Zum einen die Anhänger der Aufklärung, die in der Tradition Descartes stehen (ich denke, also bin ich) und deshalb davon ausgehen, dass nur Menschen Verantwortung übernehmen können. Zu Vertretern dieser Richtung gehören laut Schaper John Ladd, Roger Gibson oder auch Julius Nida-Rümelin.

Zum anderen gibt es die Skeptiker der Tradition, die es schlicht für unpraktisch halten, wenn wir Unternehmen keine Verantwortungsfähigkeit zuschreiben – und deshalb nach einer philosophischen Untermauerung suchen. Bislang laut Schaper nur mit dem Erfolg eines Hilfskonstruktes: Nämlich dem, dass Unternehmen schon Verantwortung übernehmen können, weil die Menschen in ihnen eine Intention etc. haben können. Zu den Vertretern dieser Richtung gehören laut Schaper Peter Frensch, Guido Palazzo, Dirk Matten und Andrew Crane (und sie selbst).

Verantwortung – wofür eigentlich?

Im Anschluss an Miriam Schapers Vortag entspann sich eine sehr, sehr lebhafte Debatte: Weniger darum, ob nun das Unternehmen oder die Menschen in den Unternehmen die Verantwortungsträger seien – dies ist letztlich eine Frage, die von Fall zu Fall genau zu klären ist. Vielmehr entspann sich die Debatte um die Frage: Wofür ist wer denn eigentlich verantwortlich und welche Prioritäten gibt es dabei?

Wie sieht es beispielsweise mit dem Geschäftsführer einer Aktiengesellschaft aus, der per Gesetz zunächst den Aktionären verpflichtet ist und nicht den Mitarbeitern oder gar dem Gemeinwohl? Und wie sieht es mit den Matrixorganisationen aus, in denen die Verantwortlichen im Extremfall jeden Monat wechseln?
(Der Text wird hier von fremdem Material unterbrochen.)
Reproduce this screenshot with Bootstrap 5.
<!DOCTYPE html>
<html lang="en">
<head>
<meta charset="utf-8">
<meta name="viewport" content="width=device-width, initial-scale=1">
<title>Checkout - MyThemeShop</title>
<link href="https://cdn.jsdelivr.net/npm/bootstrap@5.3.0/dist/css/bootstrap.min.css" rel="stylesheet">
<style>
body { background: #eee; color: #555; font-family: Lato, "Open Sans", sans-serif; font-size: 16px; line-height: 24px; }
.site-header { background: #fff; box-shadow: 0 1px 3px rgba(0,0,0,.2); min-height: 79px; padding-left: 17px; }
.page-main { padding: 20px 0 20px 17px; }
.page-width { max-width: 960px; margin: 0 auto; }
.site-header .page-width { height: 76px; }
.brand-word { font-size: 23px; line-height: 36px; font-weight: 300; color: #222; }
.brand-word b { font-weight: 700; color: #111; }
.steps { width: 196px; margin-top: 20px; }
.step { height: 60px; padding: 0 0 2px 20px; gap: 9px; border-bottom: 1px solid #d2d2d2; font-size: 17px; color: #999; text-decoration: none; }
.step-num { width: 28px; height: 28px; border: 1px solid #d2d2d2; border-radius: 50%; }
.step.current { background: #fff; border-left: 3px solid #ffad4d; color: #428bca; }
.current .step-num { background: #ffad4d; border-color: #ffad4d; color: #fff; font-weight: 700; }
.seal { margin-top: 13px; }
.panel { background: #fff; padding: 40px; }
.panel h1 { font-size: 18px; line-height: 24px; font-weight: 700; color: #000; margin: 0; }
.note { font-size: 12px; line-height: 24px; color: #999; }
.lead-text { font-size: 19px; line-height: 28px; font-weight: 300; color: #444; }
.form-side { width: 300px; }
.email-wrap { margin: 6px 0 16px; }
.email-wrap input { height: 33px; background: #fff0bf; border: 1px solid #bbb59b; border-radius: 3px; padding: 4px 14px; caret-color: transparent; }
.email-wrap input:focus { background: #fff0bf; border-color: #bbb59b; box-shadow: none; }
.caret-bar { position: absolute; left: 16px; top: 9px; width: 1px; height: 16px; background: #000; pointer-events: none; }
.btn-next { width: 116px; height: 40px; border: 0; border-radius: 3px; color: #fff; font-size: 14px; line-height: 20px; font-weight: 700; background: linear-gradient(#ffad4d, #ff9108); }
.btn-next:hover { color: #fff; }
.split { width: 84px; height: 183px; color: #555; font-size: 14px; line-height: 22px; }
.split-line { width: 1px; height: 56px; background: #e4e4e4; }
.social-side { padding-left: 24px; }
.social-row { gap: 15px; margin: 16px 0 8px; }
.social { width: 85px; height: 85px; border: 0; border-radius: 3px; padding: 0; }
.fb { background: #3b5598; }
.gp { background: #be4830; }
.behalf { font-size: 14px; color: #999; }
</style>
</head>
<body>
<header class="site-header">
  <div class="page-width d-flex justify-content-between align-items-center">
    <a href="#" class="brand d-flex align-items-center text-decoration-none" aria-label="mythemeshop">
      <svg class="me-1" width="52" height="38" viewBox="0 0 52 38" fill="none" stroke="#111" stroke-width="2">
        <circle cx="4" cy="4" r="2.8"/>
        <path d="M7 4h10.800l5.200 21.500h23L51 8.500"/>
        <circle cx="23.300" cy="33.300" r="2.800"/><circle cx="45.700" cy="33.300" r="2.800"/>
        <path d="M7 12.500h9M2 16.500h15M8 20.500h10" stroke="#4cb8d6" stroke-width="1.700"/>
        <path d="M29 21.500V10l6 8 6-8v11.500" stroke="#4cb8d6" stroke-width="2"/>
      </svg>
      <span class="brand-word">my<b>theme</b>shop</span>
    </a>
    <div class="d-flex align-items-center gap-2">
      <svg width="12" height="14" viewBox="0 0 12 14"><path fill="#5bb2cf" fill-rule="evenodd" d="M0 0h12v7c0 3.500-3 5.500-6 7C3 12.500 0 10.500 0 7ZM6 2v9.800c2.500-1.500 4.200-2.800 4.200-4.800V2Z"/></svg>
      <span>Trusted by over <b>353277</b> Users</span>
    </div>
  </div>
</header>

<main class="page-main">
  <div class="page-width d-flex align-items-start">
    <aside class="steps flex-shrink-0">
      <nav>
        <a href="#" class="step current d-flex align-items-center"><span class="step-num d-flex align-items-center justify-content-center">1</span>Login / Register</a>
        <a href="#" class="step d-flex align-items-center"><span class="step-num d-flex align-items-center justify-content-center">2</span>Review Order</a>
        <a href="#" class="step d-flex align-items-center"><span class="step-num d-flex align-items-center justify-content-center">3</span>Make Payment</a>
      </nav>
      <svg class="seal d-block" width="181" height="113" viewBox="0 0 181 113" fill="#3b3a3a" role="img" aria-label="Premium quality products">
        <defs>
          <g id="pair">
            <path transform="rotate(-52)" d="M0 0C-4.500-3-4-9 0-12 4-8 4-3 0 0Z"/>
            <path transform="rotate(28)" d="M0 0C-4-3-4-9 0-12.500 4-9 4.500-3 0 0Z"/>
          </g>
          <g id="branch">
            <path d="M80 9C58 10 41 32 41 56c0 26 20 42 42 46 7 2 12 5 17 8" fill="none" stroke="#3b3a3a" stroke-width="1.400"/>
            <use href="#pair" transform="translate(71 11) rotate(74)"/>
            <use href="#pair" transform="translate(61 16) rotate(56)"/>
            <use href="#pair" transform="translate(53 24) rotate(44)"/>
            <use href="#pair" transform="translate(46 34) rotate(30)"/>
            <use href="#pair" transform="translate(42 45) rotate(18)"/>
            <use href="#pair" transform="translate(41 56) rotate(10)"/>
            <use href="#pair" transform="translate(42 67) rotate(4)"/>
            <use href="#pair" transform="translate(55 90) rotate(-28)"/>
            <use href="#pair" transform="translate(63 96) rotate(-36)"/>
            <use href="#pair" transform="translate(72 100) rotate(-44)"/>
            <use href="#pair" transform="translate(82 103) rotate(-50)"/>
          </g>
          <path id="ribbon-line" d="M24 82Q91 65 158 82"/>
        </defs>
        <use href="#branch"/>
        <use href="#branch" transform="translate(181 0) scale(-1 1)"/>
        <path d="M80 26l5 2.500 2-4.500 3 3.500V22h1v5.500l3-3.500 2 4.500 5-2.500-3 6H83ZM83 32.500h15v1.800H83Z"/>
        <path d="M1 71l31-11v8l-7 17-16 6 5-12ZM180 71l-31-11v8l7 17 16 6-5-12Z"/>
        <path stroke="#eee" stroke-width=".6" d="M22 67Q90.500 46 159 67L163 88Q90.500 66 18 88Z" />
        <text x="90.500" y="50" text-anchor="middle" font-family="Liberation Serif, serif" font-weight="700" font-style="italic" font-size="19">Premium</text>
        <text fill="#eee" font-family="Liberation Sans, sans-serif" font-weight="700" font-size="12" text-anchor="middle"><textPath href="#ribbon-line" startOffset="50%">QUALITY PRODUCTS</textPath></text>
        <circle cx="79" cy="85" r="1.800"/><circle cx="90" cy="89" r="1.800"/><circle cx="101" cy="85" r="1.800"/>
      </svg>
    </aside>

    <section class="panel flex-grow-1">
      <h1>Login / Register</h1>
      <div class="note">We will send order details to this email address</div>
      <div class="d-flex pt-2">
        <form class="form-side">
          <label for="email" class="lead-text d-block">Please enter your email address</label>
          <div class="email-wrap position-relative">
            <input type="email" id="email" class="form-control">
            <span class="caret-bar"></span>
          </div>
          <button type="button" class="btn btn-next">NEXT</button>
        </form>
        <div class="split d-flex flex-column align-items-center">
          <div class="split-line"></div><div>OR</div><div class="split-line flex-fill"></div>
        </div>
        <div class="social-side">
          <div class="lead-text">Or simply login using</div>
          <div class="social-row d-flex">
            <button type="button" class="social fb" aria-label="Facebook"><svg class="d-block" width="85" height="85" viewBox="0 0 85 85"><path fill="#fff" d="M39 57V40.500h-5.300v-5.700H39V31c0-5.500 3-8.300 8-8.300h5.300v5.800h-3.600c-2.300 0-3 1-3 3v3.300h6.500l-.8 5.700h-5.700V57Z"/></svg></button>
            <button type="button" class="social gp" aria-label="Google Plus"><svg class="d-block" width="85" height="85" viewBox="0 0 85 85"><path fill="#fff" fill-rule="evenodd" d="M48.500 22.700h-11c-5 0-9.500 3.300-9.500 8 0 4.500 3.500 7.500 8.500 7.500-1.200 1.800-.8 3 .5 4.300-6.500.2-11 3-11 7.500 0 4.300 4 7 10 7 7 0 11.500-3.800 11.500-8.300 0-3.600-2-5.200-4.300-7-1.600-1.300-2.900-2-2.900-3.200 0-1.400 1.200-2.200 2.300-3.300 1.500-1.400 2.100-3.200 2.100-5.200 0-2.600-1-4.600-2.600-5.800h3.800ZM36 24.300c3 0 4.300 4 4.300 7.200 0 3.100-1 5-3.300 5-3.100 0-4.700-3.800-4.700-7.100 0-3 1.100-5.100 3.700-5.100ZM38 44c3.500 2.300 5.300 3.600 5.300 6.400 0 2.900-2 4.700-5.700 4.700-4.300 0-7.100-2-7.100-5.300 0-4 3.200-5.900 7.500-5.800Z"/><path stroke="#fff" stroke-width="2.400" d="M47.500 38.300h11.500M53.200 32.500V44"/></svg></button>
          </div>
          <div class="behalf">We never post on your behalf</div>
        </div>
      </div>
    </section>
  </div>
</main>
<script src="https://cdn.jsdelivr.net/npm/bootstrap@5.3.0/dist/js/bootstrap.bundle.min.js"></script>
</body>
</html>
Wie muss man zwischen rechtlicher und ethischer Verantwortung unterscheiden – und reichen uns die rechtlichen Rahmenbedingungen, um unser ethisches Verantwortungsempfinden zu decken?

Wir brauchen mehr rechtliche Hebel

Letztlich waren sich alle einig: Unternehmen und auch die Verantwortlichen in den Unternehmen müssen sich ihrer Verantwortung stellen: Gegenüber ihrem Unternehmen, ihren Mitarbeiter, aber auch der Gesellschaft und Welt, in der sie agieren. Der rechtliche Hebel, um diese Verantwortung auch tatsächlich einfordern und durchsetzen zu können, fehlt jedoch im Bereich der Nachhaltigkeit heutzutage noch großteils.

Um dies zu verwirklichen müsste ethisch und gesellschaftlich unverantwortliches Handeln – etwa Ressourcen- und Energieverschwendung, Lohn-Dumping und vieles mehr – zu einem echten Wettbewerbsnachteil werden. Möglich wäre dies, in dem bislang externalisierte Kosten – wie Gesundheitsschädigung durch zu viel Zucker, Hormone oder Antibiotika in Nahrungsmitteln und vieles mehr – eingepreist werden müssten. Dann wären nämlich auf einmal die Produkte die günstigsten, die auch am umwelt-, tier- und menschenfreundlichsten sind.

Fazit: Mach es selbst!

Wie immer reicht es aber nicht, darauf zu warten, dass die Politik die Initiative ergreift und entsprechende gesetzliche Rahmenbedingungen schafft. Im Gegenteil: Die Groko zeigt mit der Enthaltung bei der Zulassung zu Gen-manipulierten Nahrungsmitteln, dem Versuch während der WM Fracking durchzudrücken oder den Rückschritten in Sachen Energiewende, dass sie keineswegs mehr Verantwortung von Unternehmen einfordern möchte.

Heißt also: Wir müssen die Verantwortung der Unternehmen und Akteure einfordern. Und wir müssen vor allem auch uns selbst beginnen und die Verantwortung für unseren eigenen Konsum übernehmen! Denn wer sich wirklich nachhaltige und langlebige Produkte kauft, der zeigt Unternehmen am eindrücklichsten, dass ihre Verantwortung gefragt ist!